- What you need to do
Images are not part of the copy; write out the rest of the data exactly as given.

- Provided data
## Start

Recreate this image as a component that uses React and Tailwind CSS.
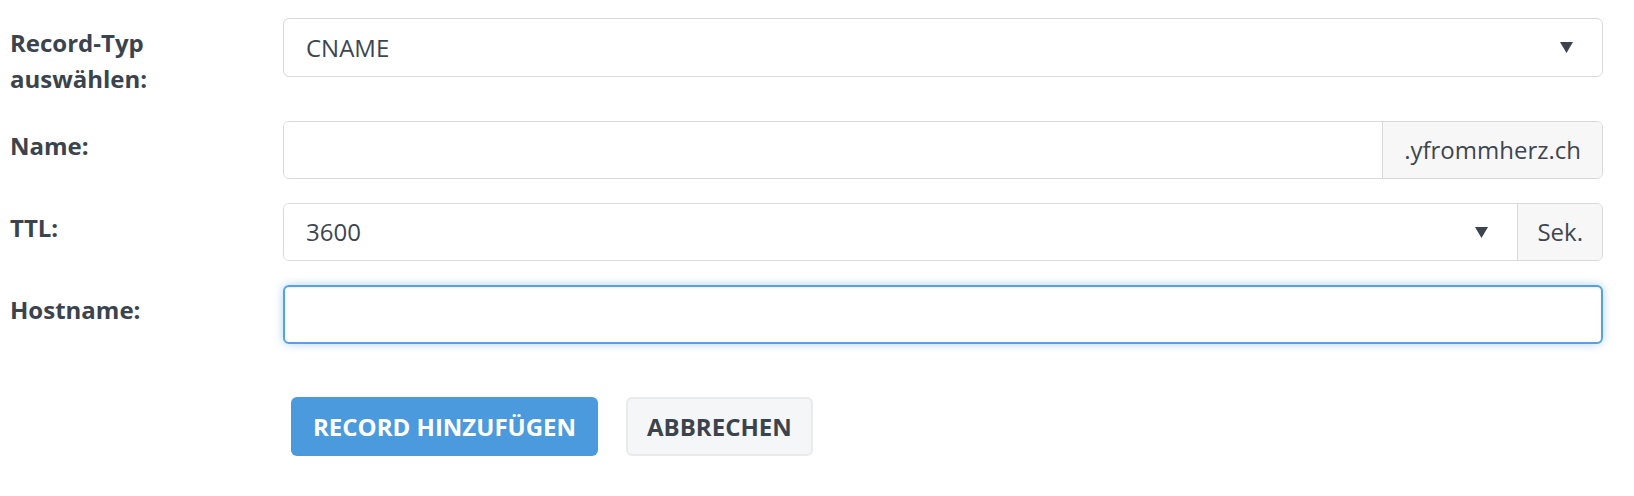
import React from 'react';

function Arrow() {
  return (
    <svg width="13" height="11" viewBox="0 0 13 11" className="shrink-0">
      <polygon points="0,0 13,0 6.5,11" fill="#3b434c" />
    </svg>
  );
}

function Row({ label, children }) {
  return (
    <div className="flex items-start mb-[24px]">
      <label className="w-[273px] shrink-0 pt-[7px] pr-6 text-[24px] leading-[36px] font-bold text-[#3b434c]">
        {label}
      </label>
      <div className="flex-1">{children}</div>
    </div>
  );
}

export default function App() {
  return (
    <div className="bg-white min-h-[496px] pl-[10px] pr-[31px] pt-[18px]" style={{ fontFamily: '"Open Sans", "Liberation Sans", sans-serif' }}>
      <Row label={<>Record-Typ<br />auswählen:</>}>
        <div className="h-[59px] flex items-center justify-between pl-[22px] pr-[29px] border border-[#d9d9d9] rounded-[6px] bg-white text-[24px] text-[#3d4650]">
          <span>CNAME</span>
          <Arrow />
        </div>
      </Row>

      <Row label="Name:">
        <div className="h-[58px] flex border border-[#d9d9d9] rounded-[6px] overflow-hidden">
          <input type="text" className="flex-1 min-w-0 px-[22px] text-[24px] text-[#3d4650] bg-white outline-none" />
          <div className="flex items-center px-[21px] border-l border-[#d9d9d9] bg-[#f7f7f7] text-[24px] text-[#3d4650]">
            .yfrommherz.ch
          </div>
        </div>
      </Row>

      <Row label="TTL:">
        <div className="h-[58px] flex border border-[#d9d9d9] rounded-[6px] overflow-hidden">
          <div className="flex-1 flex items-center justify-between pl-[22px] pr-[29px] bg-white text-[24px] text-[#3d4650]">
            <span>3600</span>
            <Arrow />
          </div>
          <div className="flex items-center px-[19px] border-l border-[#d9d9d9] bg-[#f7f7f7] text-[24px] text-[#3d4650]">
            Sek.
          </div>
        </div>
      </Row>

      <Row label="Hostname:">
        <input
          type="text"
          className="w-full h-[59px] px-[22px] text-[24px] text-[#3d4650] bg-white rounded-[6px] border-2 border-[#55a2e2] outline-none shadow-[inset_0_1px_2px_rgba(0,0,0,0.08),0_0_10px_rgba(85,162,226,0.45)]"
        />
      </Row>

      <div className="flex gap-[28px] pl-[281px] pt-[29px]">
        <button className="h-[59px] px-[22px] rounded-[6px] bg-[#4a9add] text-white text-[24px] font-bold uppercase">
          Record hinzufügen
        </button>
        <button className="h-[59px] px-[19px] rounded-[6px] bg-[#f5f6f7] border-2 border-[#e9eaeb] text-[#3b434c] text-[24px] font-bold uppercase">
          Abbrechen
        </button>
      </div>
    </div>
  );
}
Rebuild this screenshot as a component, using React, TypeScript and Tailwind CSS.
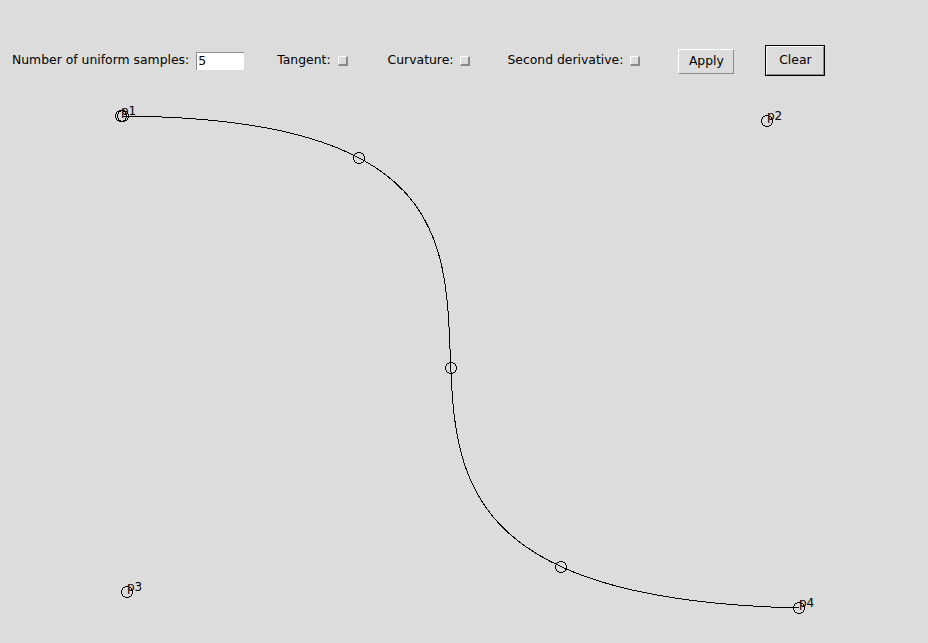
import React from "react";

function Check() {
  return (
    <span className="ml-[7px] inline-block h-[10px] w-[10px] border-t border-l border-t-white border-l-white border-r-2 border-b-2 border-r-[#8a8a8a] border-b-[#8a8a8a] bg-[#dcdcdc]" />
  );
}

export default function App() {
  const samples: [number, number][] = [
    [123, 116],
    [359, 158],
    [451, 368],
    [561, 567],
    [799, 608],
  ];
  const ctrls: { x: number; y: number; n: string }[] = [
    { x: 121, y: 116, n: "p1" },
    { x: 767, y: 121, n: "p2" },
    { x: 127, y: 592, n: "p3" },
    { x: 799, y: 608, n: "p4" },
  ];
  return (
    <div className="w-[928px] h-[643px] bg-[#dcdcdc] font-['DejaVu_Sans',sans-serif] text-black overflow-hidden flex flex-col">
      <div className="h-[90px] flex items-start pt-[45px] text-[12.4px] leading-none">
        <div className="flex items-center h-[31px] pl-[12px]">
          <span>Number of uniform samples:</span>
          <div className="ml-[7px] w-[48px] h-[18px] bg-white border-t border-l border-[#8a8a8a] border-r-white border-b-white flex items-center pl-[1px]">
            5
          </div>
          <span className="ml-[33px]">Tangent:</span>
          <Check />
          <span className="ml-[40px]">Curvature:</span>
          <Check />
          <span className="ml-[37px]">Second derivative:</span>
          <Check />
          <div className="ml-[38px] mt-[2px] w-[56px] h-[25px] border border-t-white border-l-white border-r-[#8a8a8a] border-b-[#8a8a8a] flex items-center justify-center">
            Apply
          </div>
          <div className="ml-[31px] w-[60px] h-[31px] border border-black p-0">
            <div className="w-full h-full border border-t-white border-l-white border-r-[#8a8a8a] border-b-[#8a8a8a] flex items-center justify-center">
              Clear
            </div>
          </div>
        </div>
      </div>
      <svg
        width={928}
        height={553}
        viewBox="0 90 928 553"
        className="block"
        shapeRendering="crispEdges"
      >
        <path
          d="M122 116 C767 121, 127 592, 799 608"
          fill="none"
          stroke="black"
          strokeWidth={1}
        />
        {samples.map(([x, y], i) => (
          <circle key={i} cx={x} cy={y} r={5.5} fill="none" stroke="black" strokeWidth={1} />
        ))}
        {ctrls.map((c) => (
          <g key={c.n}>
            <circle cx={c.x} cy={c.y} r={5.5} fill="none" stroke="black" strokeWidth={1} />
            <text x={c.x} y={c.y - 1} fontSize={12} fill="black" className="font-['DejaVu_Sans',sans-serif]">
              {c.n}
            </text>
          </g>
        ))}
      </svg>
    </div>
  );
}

## End

- Solution to this exercise
Recreate this image as a component that uses React and Tailwind CSS.
import React from 'react';

function Arrow() {
  return (
    <svg width="13" height="11" viewBox="0 0 13 11" className="shrink-0">
      <polygon points="0,0 13,0 6.5,11" fill="#3b434c" />
    </svg>
  );
}

function Row({ label, children }) {
  return (
    <div className="flex items-start mb-[24px]">
      <label className="w-[273px] shrink-0 pt-[7px] pr-6 text-[24px] leading-[36px] font-bold text-[#3b434c]">
        {label}
      </label>
      <div className="flex-1">{children}</div>
    </div>
  );
}

export default function App() {
  return (
    <div className="bg-white min-h-[496px] pl-[10px] pr-[31px] pt-[18px]" style={{ fontFamily: '"Open Sans", "Liberation Sans", sans-serif' }}>
      <Row label={<>Record-Typ<br />auswählen:</>}>
        <div className="h-[59px] flex items-center justify-between pl-[22px] pr-[29px] border border-[#d9d9d9] rounded-[6px] bg-white text-[24px] text-[#3d4650]">
          <span>CNAME</span>
          <Arrow />
        </div>
      </Row>

      <Row label="Name:">
        <div className="h-[58px] flex border border-[#d9d9d9] rounded-[6px] overflow-hidden">
          <input type="text" className="flex-1 min-w-0 px-[22px] text-[24px] text-[#3d4650] bg-white outline-none" />
          <div className="flex items-center px-[21px] border-l border-[#d9d9d9] bg-[#f7f7f7] text-[24px] text-[#3d4650]">
            .yfrommherz.ch
          </div>
        </div>
      </Row>

      <Row label="TTL:">
        <div className="h-[58px] flex border border-[#d9d9d9] rounded-[6px] overflow-hidden">
          <div className="flex-1 flex items-center justify-between pl-[22px] pr-[29px] bg-white text-[24px] text-[#3d4650]">
            <span>3600</span>
            <Arrow />
          </div>
          <div className="flex items-center px-[19px] border-l border-[#d9d9d9] bg-[#f7f7f7] text-[24px] text-[#3d4650]">
            Sek.
          </div>
        </div>
      </Row>

      <Row label="Hostname:">
        <input
          type="text"
          className="w-full h-[59px] px-[22px] text-[24px] text-[#3d4650] bg-white rounded-[6px] border-2 border-[#55a2e2] outline-none shadow-[inset_0_1px_2px_rgba(0,0,0,0.08),0_0_10px_rgba(85,162,226,0.45)]"
        />
      </Row>

      <div className="flex gap-[28px] pl-[281px] pt-[29px]">
        <button className="h-[59px] px-[22px] rounded-[6px] bg-[#4a9add] text-white text-[24px] font-bold uppercase">
          Record hinzufügen
        </button>
        <button className="h-[59px] px-[19px] rounded-[6px] bg-[#f5f6f7] border-2 border-[#e9eaeb] text-[#3b434c] text-[24px] font-bold uppercase">
          Abbrechen
        </button>
      </div>
    </div>
  );
}
Rebuild this screenshot as a component, using React, TypeScript and Tailwind CSS.
import React from "react";

function Check() {
  return (
    <span className="ml-[7px] inline-block h-[10px] w-[10px] border-t border-l border-t-white border-l-white border-r-2 border-b-2 border-r-[#8a8a8a] border-b-[#8a8a8a] bg-[#dcdcdc]" />
  );
}

export default function App() {
  const samples: [number, number][] = [
    [123, 116],
    [359, 158],
    [451, 368],
    [561, 567],
    [799, 608],
  ];
  const ctrls: { x: number; y: number; n: string }[] = [
    { x: 121, y: 116, n: "p1" },
    { x: 767, y: 121, n: "p2" },
    { x: 127, y: 592, n: "p3" },
    { x: 799, y: 608, n: "p4" },
  ];
  return (
    <div className="w-[928px] h-[643px] bg-[#dcdcdc] font-['DejaVu_Sans',sans-serif] text-black overflow-hidden flex flex-col">
      <div className="h-[90px] flex items-start pt-[45px] text-[12.4px] leading-none">
        <div className="flex items-center h-[31px] pl-[12px]">
          <span>Number of uniform samples:</span>
          <div className="ml-[7px] w-[48px] h-[18px] bg-white border-t border-l border-[#8a8a8a] border-r-white border-b-white flex items-center pl-[1px]">
            5
          </div>
          <span className="ml-[33px]">Tangent:</span>
          <Check />
          <span className="ml-[40px]">Curvature:</span>
          <Check />
          <span className="ml-[37px]">Second derivative:</span>
          <Check />
          <div className="ml-[38px] mt-[2px] w-[56px] h-[25px] border border-t-white border-l-white border-r-[#8a8a8a] border-b-[#8a8a8a] flex items-center justify-center">
            Apply
          </div>
          <div className="ml-[31px] w-[60px] h-[31px] border border-black p-0">
            <div className="w-full h-full border border-t-white border-l-white border-r-[#8a8a8a] border-b-[#8a8a8a] flex items-center justify-center">
              Clear
            </div>
          </div>
        </div>
      </div>
      <svg
        width={928}
        height={553}
        viewBox="0 90 928 553"
        className="block"
        shapeRendering="crispEdges"
      >
        <path
          d="M122 116 C767 121, 127 592, 799 608"
          fill="none"
          stroke="black"
          strokeWidth={1}
        />
        {samples.map(([x, y], i) => (
          <circle key={i} cx={x} cy={y} r={5.5} fill="none" stroke="black" strokeWidth={1} />
        ))}
        {ctrls.map((c) => (
          <g key={c.n}>
            <circle cx={c.x} cy={c.y} r={5.5} fill="none" stroke="black" strokeWidth={1} />
            <text x={c.x} y={c.y - 1} fontSize={12} fill="black" className="font-['DejaVu_Sans',sans-serif]">
              {c.n}
            </text>
          </g>
        ))}
      </svg>
    </div>
  );
}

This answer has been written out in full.